Goal of the exercise:
Lines holding the string "React" are the ones to copy from this listing.

** begin Exercise input **

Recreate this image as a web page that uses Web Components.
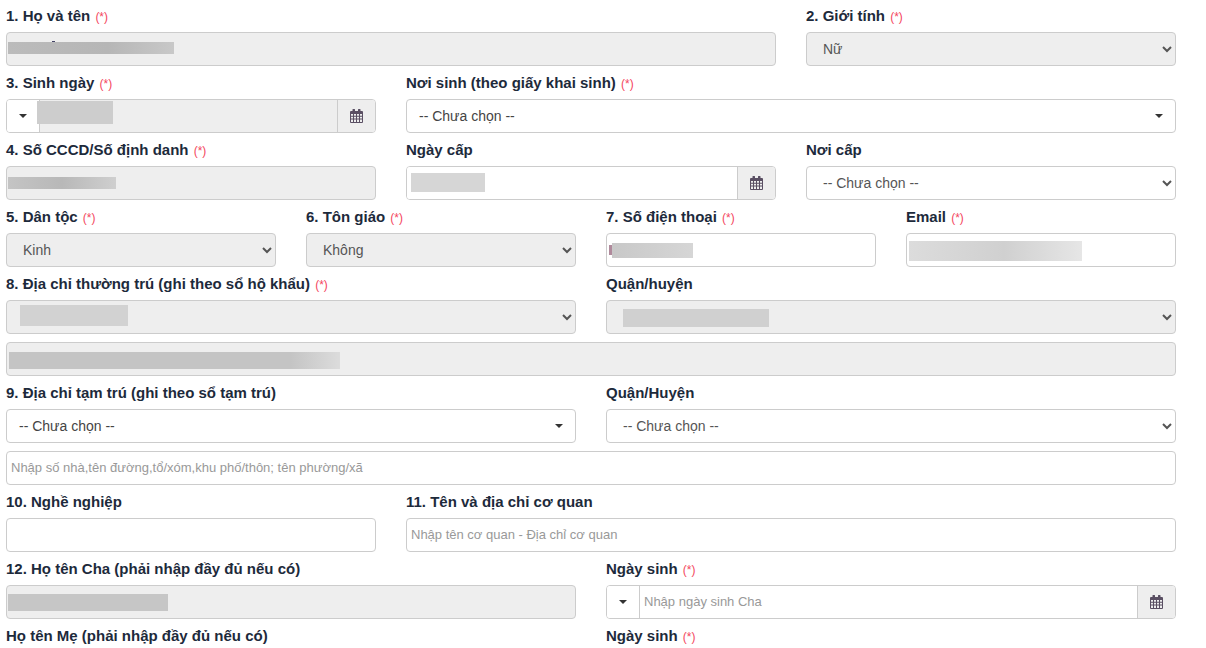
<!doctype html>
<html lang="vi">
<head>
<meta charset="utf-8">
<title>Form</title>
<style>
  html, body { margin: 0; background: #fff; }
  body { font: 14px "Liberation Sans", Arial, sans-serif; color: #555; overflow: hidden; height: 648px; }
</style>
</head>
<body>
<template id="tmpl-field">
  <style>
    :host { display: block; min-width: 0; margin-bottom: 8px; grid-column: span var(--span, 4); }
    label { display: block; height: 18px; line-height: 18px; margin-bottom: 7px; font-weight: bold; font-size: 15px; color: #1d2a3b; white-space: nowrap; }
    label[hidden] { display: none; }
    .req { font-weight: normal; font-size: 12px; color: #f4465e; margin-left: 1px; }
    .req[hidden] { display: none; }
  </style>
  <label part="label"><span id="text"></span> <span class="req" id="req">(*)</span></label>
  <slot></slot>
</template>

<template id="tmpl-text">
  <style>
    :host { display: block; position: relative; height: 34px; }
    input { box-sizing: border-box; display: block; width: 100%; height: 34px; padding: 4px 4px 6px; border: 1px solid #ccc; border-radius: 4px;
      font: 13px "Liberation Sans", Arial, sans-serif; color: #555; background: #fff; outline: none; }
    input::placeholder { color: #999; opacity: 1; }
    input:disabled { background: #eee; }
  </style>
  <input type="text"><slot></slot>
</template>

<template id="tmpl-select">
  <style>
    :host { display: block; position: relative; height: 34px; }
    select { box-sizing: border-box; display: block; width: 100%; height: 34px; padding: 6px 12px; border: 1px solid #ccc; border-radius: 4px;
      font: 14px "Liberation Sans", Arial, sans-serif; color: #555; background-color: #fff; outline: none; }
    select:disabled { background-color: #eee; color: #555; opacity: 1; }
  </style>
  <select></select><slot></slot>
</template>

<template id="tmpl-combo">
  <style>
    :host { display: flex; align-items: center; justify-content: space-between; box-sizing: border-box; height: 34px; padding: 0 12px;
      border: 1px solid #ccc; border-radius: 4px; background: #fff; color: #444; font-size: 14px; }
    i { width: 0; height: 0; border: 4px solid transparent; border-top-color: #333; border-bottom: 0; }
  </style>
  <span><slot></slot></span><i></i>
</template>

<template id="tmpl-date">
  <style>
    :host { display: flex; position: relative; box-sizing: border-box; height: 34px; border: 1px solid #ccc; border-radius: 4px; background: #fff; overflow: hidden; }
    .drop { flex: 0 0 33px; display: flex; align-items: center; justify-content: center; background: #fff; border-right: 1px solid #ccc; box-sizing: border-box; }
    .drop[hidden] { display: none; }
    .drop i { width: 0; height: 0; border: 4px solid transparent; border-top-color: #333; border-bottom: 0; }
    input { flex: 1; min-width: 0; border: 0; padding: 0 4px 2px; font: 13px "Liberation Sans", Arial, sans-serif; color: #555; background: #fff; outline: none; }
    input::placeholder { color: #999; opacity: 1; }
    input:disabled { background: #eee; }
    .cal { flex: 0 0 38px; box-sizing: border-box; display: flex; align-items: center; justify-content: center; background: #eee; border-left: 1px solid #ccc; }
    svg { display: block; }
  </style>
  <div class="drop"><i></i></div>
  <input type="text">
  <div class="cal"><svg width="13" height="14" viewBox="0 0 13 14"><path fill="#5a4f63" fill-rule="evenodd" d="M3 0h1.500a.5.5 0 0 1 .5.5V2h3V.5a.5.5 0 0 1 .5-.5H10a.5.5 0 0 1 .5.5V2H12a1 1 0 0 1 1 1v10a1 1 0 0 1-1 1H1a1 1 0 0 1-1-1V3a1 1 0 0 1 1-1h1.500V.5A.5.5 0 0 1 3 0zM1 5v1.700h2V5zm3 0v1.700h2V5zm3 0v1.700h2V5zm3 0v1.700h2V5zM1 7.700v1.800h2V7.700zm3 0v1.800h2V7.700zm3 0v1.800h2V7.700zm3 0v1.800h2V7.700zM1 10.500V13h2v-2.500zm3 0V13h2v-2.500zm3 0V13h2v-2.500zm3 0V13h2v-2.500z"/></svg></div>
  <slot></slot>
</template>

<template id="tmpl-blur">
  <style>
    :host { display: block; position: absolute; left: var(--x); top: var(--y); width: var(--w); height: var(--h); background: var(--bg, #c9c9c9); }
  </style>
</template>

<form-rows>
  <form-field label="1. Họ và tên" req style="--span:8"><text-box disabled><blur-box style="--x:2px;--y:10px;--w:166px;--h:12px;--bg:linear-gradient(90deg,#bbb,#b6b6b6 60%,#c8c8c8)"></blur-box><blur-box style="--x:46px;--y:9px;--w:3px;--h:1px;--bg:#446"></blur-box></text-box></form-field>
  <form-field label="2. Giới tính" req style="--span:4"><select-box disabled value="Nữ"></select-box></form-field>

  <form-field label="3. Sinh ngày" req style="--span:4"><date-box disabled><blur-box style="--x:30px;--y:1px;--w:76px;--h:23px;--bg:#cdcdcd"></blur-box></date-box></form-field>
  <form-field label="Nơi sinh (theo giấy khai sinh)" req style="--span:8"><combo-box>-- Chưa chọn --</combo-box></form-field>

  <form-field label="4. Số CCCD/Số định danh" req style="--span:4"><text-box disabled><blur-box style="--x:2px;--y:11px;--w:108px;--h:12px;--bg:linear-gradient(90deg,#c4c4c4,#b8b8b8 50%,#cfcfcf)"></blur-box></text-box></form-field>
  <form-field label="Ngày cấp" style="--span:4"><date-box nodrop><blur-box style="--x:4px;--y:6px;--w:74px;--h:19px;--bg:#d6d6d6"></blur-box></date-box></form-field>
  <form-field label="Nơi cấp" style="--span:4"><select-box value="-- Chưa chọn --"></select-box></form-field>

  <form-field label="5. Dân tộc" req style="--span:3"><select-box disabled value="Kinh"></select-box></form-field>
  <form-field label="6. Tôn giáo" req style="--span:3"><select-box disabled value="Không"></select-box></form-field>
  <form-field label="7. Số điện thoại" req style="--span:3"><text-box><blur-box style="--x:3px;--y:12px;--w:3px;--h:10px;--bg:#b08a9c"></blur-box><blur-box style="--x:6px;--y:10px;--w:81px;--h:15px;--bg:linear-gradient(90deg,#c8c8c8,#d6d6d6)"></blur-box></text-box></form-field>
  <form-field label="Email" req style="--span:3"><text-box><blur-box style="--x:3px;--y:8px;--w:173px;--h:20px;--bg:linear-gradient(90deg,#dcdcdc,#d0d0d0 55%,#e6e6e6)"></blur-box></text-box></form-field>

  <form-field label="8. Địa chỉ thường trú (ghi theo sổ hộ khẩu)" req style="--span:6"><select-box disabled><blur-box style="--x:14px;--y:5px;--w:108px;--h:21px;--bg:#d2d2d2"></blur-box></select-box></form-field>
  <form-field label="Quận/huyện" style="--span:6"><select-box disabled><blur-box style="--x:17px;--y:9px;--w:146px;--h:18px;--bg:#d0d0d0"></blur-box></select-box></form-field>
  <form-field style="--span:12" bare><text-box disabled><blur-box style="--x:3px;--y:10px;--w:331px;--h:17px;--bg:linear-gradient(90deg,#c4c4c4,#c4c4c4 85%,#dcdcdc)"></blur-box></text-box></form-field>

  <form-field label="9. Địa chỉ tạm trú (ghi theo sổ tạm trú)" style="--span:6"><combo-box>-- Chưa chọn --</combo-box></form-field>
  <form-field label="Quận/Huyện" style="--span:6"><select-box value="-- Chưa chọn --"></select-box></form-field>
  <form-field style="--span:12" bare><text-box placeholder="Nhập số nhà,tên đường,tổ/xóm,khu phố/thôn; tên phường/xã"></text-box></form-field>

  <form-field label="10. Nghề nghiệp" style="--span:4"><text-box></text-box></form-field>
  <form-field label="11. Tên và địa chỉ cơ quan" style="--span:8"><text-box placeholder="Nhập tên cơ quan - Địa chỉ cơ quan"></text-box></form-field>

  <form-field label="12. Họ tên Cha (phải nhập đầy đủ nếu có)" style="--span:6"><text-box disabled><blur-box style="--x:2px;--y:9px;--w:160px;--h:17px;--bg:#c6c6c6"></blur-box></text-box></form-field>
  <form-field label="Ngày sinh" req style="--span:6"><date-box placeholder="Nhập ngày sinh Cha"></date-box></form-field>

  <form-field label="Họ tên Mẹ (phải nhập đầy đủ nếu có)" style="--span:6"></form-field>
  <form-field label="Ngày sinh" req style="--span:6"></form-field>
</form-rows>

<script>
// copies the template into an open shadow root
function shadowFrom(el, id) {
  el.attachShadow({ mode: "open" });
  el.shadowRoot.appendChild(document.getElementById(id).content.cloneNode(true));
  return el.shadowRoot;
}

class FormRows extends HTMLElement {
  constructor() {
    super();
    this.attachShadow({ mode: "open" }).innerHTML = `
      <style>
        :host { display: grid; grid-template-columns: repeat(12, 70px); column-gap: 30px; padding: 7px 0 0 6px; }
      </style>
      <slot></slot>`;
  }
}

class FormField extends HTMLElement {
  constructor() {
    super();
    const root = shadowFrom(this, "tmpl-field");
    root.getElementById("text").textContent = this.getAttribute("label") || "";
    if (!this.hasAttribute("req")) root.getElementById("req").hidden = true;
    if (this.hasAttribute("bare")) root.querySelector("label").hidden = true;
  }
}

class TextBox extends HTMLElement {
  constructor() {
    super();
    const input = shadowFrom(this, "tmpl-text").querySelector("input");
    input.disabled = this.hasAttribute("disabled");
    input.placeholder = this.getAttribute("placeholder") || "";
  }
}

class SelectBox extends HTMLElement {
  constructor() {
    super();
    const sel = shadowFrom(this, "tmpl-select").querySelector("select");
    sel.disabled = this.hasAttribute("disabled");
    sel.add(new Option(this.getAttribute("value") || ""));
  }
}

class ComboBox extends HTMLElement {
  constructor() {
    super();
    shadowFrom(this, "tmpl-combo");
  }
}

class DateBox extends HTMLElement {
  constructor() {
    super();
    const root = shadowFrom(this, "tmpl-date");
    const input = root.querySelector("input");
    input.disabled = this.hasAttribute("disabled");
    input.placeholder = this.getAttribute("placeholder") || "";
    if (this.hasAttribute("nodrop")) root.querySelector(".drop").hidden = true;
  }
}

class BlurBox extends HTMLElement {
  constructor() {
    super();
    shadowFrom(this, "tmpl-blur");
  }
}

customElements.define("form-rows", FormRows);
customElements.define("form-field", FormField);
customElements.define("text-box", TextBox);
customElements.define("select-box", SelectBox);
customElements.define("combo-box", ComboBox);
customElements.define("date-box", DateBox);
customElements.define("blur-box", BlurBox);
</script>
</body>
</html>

** end Exercise input **
** begin Exercise input **

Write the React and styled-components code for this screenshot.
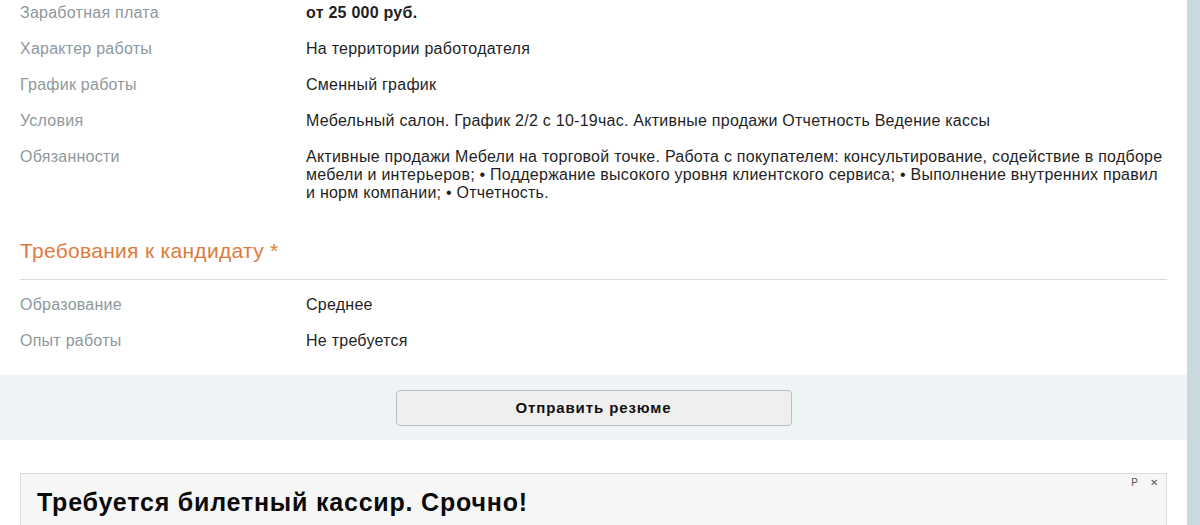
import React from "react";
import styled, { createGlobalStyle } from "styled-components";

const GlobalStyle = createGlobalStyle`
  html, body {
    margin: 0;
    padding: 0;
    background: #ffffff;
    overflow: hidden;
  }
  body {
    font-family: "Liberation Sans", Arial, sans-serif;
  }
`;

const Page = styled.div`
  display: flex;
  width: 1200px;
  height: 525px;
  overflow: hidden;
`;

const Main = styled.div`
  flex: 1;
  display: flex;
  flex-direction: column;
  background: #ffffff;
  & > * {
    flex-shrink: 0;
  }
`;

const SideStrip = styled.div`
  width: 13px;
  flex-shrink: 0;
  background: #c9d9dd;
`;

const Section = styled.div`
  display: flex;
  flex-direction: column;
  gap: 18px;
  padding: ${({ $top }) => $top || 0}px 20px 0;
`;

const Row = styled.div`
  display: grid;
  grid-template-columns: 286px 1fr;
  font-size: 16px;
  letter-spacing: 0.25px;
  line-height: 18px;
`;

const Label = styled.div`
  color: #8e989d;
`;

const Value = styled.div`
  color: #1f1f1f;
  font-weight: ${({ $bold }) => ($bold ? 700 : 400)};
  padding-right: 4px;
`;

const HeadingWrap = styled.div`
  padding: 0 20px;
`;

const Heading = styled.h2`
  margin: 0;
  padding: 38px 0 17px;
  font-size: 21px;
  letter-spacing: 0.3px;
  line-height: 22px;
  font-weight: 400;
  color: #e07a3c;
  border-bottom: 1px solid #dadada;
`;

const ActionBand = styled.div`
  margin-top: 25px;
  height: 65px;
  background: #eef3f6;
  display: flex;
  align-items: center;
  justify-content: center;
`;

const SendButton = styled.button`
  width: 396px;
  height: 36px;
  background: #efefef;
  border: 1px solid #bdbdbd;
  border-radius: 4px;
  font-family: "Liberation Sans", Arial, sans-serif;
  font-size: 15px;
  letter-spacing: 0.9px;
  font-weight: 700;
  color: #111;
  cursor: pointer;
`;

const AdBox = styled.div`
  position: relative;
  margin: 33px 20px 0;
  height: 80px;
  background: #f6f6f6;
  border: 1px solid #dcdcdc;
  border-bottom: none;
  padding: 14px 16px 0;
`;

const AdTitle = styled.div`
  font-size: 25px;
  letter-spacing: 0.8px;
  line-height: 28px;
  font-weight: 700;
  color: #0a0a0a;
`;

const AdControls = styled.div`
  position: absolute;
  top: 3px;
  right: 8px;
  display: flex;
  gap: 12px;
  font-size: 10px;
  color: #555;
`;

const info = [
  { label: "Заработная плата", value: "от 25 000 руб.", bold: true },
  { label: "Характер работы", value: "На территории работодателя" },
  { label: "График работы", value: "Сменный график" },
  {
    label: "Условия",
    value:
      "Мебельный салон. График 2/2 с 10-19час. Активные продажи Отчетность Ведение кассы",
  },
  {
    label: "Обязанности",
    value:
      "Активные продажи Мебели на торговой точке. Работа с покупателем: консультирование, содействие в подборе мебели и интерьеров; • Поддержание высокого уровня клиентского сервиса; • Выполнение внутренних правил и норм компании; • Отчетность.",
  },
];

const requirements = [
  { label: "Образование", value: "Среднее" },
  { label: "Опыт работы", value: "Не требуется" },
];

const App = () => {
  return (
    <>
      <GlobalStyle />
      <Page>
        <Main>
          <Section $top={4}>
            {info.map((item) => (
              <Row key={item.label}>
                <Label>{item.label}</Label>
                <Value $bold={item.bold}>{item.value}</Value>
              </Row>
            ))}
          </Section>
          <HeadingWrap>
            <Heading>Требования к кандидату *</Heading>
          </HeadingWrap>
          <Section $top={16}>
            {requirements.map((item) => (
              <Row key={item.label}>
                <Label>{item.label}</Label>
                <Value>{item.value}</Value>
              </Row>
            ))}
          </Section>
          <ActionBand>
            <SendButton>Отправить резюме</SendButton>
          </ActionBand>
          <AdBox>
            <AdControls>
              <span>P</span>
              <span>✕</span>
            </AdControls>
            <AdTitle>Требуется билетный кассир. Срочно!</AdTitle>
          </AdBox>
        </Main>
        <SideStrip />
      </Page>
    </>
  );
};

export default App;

** end Exercise input **

Exercise solution:
Write the React and styled-components code for this screenshot.
import React from "react";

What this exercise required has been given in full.